Two kinds of Indian gold

I inherited an 80-acre farm from my grandfather, Thomas H. Baltzell. It came with family stories. (No one could remember whether it was Thomas Huffman Baltzell or Thomas Hoffman Baltzell, so I use only the ‘H’).

The barn was large by community standards. My grandmother, Theresa, remarked that as a young girl she had helped fill the barn to the peak with loose hay. From rough calculations, that would be more than 10,000 cubic yards of hay! The hay was necessary because great-grandpa was a large sheep farmer, serving as president of the Indiana Sheep Association and selling sheep overseas in Europe from his prize-winning flock.

At some point the barn had several horse stalls, and my father remarked how as a five-year-old boy he had taken a pitch fork and poked on the rear end of one of the work horses. He recalled how he was lucky to be alive as the horse gave a mighty kick that was just short of paydirt.

In addition to a large barn, the farm had a corn crib-granary combination and a large hog barn made out of clay tile. Inside the hog barn were numerous pens, each of which had access out the south side to the hog lot. Along the north side of the east/west situated building was a walkway and at about halfway across the building was a dug well to provide water for the hogs. At one time, one of the large hogs got loose in the walkway area and fell into the well. Grandfather Carl put a ladder in the well and retrieved the large hog. Grandma remarked that he was only able to do so because of his remarkable strength. Family history had him at 6’6” tall and 265 pounds. In reality he may have been as short as 6’1” or 6’2”.
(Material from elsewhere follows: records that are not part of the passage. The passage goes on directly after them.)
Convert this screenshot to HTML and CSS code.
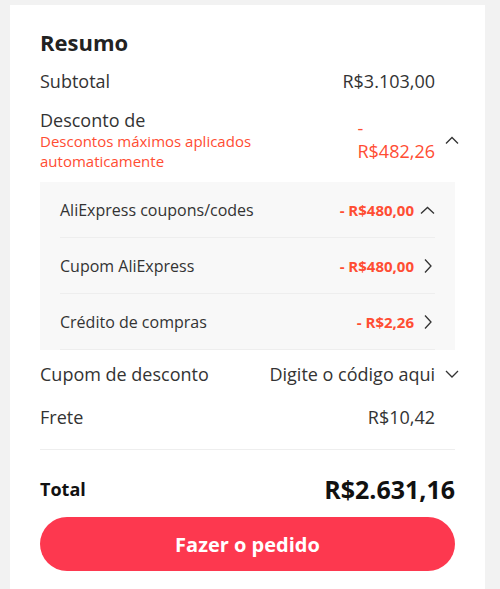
FILE: index.html
```html
<!DOCTYPE html>
<html lang="pt">
<head>
    <meta charset="UTF-8">
    <meta name="viewport" content="width=device-width, initial-scale=1.0">
    <title>Resumo do pedido</title>
    <link rel="stylesheet" href="styles.css">
</head>
<body>
    <div class="card">
        <h2 class="title">Resumo</h2>

        <div class="row">
            <span class="label">Subtotal</span>
            <span class="value">R$3.103,00</span>
            <span class="icon"></span>
        </div>

        <div class="row discount">
            <div class="label">
                Desconto de
                <div class="hint">Descontos máximos aplicados automaticamente</div>
            </div>
            <span class="value red stacked">-<br>R$482,26</span>
            <svg class="icon" viewBox="0 0 14 8"><path d="M1 7.5 7 1.5 13 7.5"/></svg>
        </div>

        <div class="breakdown">
            <div class="sub-row">
                <span class="label">AliExpress coupons/codes</span>
                <span class="value red bold">- R$480,00</span>
                <svg class="icon" viewBox="0 0 15 8"><path d="M1 7.5 7.5 1.5 14 7.5"/></svg>
            </div>
            <div class="sub-row">
                <span class="label">Cupom AliExpress</span>
                <span class="value red bold">- R$480,00</span>
                <svg class="icon tall" viewBox="0 0 15 16"><path d="M5 1.5 11 8 5 14.5"/></svg>
            </div>
            <div class="sub-row">
                <span class="label">Crédito de compras</span>
                <span class="value red bold">- R$2,26</span>
                <svg class="icon tall" viewBox="0 0 15 16"><path d="M5 1.5 11 8 5 14.5"/></svg>
            </div>
        </div>

        <div class="row coupon">
            <span class="label">Cupom de desconto</span>
            <span class="value">Digite o código aqui</span>
            <svg class="icon" viewBox="0 0 14 8"><path d="M1 1 7 7 13 1"/></svg>
        </div>

        <div class="row shipping">
            <span class="label">Frete</span>
            <span class="value">R$10,42</span>
            <span class="icon"></span>
        </div>

        <div class="total">
            <span class="total-label">Total</span>
            <span class="total-value">R$2.631,16</span>
        </div>

        <button class="order-btn">Fazer o pedido</button>
    </div>
</body>
</html>
```

FILE: styles.css
```css
body {
    margin: 0;
    background: #f2f2f2;
    font-family: "Open Sans", "Noto Sans", sans-serif;
    color: #333;
}
.card {
    background: white;
    width: 415px;
    margin: 5px 0 0 10px;
    padding: 22px 30px 18px;
}
.title {
    font-size: 22px;
    font-weight: 700;
    color: #222;
    margin: 0;
    line-height: 30px;
}
.row {
    display: flex;
    align-items: center;
    font-size: 18px;
    line-height: 24px;
    padding: 11px 0;
}
.row:first-of-type {
    padding-top: 12px;
}
.row .label {
    flex: 1;
}
.value {
    text-align: right;
}
.icon {
    width: 14px;
    height: 8px;
    margin-left: 10px;
    margin-right: -4px;
    flex-shrink: 0;
    fill: none;
    stroke: #333;
    stroke-width: 1.3;
}
.discount {
    padding: 5px 0 11px;
}
.discount .label {
    line-height: 22px;
}
.hint {
    color: #ff4d33;
    font-size: 15px;
    line-height: 20px;
    width: 240px;
}
.red {
    color: #ff4d33;
}
.bold {
    font-weight: 700;
}
.stacked {
    text-align: left;
    line-height: 23px;
}
.breakdown {
    background: #f8f8f8;
    padding: 0 20px;
    margin-bottom: 2px;
}
.sub-row {
    display: flex;
    align-items: center;
    height: 55px;
    font-size: 16px;
    border-bottom: 1px solid #eeeeee;
}
.sub-row .label {
    flex: 1;
}
.sub-row .value {
    font-size: 15px;
}
.sub-row .icon {
    width: 15px;
    margin-left: 6px;
    margin-right: 0;
}
.sub-row .icon.tall {
    height: 16px;
}
.coupon {
    padding: 10px 0;
}
.shipping {
    padding: 9px 0;
}
.total {
    display: flex;
    justify-content: space-between;
    align-items: center;
    border-top: 1px solid #eeeeee;
    margin-top: 11px;
    padding: 23px 0 12px;
    line-height: 32px;
}
.total-label {
    font-size: 18px;
    font-weight: 700;
    color: #111;
}
.total-value {
    font-size: 25px;
    font-weight: 700;
    color: #111;
}
.order-btn {
    display: block;
    width: 100%;
    height: 54px;
    border: none;
    border-radius: 27px;
    background: #fd384f;
    color: white;
    font-family: inherit;
    font-size: 20px;
    font-weight: 700;
    cursor: pointer;
}
```
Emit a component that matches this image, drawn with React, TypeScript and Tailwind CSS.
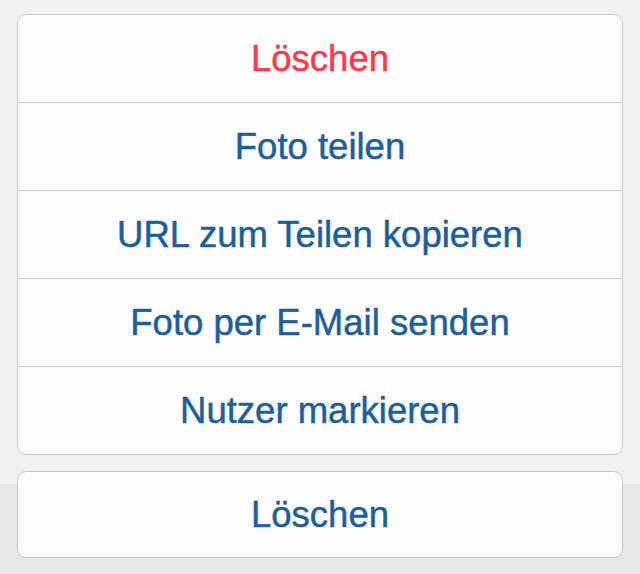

I saw him perform various remarkable feats of strength. I remember one happened when he was in his early 70s. As a young boy, I helped him build a large 12-by-12-foot barn door with a 2-by-4-inch frame and shiplap siding. When complete, he hung it on the barn himself, much to my amazement.

The hog barn was the first of the buildings to be torn down. They are all gone now as their useful life expired some years ago. When dad decided it was time to remove the hog barn, I was in college at Purdue and had studied physics the semester before our summer demolition work began. Dad hooked chains to rafters and a large tractor but was unable to pull the roofing from the building. That’s when my physics force vector learning became useful. (Perhaps the only time.) I obtained an eight-foot-long 2-by-12, held it vertical to the roof face and placed the log chain on top of the 2-by-12 while dad hooked it to the roof rafter and the tractor. Miraculously, the whole roof just peeled off.

Just north of the buildings along the road were three large cottonwood trees. Lightning had struck one of them and it had been doctored by my great-uncle who plastered the large crack shut. That saved the tree for another 20 years. The other cottonwood was cut down by my great-grandfather to build his house, and it was reported that it furnished enough lath to build the entire 2 ½-story house across the road. A picture of the barn appeared in Martha Stewart’s Country Living magazine, although slightly altered to bring the house from the north of the road to the south side to make the traditional Indiana farm setting picture.

The 80 had an oil well that had long since been abandoned, and it was also well known in the area to be the purported burying spot of a large amount of gold, supposedly buried by the Miami Indians before they were driven from Indiana, the gold being payment for their land. Great-Grandpa recalled how he had to constantly drive away persons who were digging in the farm trying to find the gold.

When I was about 14, a large rock had worked up in the back southeast 20 acres of the farm. My father then, for the first time, told me the Miami Indian gold story. He said he was sure the gold would be under this large rock. Excited, I dug like mad to unearth enough of the rock that it could be pulled out of its place with a tractor and chain.

Indeed, I did find gold.

Great-Grandpa sold the gold, Grandpa sold the gold, my father sold the gold, and now I’m selling the golden ears of corn and recovering Indian jewelry and arrowheads – Indian gold.